In 1992, the Bhopal court declared Warren Anderson a fugitive from justice after he ignored summons to appear in the criminal case.

The Bhopal disaster of December 3, 1984 poisoned nearly 500,000 people and killed thousands of people in its immediate aftermath.

Union Carbide fled the country after paying a pittance in damages -- between $500 and $2,000 per victim -- for lifelong injury or death and leaving behind thousands of tons of toxic wastes and an unresolved legal inquiry into the company's criminal liabilities.

In February 2001, Dow Chemical acquired Union Carbide as a 100 percent subsidiary.
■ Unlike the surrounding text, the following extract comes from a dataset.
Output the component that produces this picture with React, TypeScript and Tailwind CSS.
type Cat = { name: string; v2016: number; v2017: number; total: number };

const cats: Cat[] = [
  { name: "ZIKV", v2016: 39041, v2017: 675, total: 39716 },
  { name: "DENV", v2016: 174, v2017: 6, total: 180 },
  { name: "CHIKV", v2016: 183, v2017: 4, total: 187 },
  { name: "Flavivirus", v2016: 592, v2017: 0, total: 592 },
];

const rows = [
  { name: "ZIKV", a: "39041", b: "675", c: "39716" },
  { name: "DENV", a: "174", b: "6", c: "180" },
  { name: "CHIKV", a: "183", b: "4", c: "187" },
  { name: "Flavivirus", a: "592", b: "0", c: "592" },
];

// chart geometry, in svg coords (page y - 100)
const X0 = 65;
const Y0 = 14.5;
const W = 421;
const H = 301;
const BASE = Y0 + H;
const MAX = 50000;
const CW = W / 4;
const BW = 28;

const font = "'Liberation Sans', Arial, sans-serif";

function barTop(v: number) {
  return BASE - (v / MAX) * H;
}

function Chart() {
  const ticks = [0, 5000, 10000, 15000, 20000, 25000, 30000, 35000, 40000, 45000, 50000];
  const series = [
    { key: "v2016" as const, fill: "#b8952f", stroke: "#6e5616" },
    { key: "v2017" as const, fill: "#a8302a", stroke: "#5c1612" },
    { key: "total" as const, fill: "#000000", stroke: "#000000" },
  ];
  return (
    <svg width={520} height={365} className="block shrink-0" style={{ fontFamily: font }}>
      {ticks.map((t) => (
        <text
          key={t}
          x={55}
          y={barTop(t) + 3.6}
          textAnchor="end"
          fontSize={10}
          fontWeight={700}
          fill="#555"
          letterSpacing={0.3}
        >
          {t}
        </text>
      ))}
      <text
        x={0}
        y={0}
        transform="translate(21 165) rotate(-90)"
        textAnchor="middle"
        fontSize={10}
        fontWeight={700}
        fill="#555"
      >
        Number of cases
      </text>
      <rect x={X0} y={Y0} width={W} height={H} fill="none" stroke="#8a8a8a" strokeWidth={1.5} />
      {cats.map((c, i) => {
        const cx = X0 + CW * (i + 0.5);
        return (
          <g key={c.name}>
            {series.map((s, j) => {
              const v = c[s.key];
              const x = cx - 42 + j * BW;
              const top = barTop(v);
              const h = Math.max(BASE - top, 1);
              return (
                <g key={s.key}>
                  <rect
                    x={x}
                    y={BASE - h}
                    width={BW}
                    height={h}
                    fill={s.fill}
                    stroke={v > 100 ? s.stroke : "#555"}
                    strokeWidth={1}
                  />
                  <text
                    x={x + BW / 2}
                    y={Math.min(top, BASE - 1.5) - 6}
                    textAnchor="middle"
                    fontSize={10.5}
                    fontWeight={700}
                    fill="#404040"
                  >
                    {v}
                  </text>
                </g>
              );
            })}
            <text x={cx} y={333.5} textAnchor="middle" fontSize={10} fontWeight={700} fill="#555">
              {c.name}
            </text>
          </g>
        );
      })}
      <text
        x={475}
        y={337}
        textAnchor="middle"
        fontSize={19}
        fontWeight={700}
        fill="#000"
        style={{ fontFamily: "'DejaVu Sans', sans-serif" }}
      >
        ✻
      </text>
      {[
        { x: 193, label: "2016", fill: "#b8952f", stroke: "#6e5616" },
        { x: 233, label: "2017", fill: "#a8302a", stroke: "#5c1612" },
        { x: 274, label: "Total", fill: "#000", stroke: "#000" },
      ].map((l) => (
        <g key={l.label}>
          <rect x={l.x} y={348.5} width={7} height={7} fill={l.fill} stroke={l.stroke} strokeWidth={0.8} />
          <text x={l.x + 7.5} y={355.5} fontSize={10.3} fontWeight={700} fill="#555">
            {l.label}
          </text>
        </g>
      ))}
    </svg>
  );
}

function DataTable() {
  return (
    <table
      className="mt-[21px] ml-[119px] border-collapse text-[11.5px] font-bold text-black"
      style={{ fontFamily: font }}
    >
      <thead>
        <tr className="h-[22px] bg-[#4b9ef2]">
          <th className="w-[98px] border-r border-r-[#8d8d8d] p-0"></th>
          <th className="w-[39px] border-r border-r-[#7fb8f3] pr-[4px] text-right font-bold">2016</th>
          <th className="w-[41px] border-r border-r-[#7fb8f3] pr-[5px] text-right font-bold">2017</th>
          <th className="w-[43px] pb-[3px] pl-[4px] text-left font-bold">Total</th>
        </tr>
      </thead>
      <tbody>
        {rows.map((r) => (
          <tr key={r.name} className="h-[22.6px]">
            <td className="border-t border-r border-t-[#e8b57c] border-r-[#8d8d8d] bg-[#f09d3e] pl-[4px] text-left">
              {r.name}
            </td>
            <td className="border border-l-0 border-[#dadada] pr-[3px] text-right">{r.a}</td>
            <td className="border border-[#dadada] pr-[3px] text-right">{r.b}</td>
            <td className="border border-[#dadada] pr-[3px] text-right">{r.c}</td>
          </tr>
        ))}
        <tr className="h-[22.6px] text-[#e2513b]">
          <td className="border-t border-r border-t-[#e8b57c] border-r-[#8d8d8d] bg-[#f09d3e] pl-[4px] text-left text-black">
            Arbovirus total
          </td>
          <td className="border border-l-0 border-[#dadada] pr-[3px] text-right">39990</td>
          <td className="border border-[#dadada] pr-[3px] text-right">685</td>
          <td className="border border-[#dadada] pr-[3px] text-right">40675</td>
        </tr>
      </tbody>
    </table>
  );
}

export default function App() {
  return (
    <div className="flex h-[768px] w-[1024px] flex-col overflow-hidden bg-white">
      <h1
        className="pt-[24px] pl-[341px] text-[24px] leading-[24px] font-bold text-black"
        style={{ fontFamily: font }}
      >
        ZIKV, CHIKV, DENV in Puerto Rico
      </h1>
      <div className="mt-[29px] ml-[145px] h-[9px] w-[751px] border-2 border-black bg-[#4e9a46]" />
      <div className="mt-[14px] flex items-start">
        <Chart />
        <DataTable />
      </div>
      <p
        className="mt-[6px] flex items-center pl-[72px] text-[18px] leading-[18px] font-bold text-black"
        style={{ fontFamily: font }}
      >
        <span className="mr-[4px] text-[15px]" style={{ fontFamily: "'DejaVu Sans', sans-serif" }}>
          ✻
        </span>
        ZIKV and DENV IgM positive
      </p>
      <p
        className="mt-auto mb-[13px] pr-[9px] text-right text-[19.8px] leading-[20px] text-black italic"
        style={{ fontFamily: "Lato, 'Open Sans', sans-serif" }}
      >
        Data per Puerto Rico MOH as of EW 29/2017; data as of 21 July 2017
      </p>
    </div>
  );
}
Dow has refused to accept Carbide's Bhopal liabilities.

In a letter to the Indian Prime Minister, ICJB and Bhopal survivor organizations have urged that "the Indian government should take immediate steps to bring Accused No. 10, Union Carbide Corporation, to face trial and include Dow Chemical, its new owner, as an accused in the criminal case."

Republican Shakedown

Republican state attorneys general in at least six states telephoned corporations or trade groups subject to lawsuits or regulations by their state governments to solicit hundreds of thousands of dollars in political contributions, according to internal fundraising documents obtained by the Washington Post.

One of the documents mentions potential state actions against health maintenance organizations and suggests the attorneys general should "start targeting the HMOs" for fundraising, the Post reported in July. It also cites a news article about consolidation and regulation of insurance firms and states that "this would be a natural area for us to focus on raising money."

The attorneys general were all members of the Republican Attorneys General Association (RAGA). The companies they solicited included some of the nation's largest tobacco, pharmaceutical, computer, energy, banking, liquor, insurance and media concerns, many of which have been targeted in product liability lawsuits or regulations by state governments.

The documents describe direct calls the attorneys general made to representatives of Pfizer, MasterCard, Eli Lilly, Anheuser-Busch, Citigroup, Amway, U.S. Steel, Nextel Communications, General Motors, Microsoft and Shell Oil, among other companies.

The documents also make clear that RAGA assigned attorneys general to make calls to companies with business and legal interests in their own states.

One of those soliciting funds between 1999 and 2001, according to the documents, was Alabama Attorney General William Pryor Jr. Pryor is a pending nominee by President Bush to the U.S. Court of Appeals for the 11th Circuit.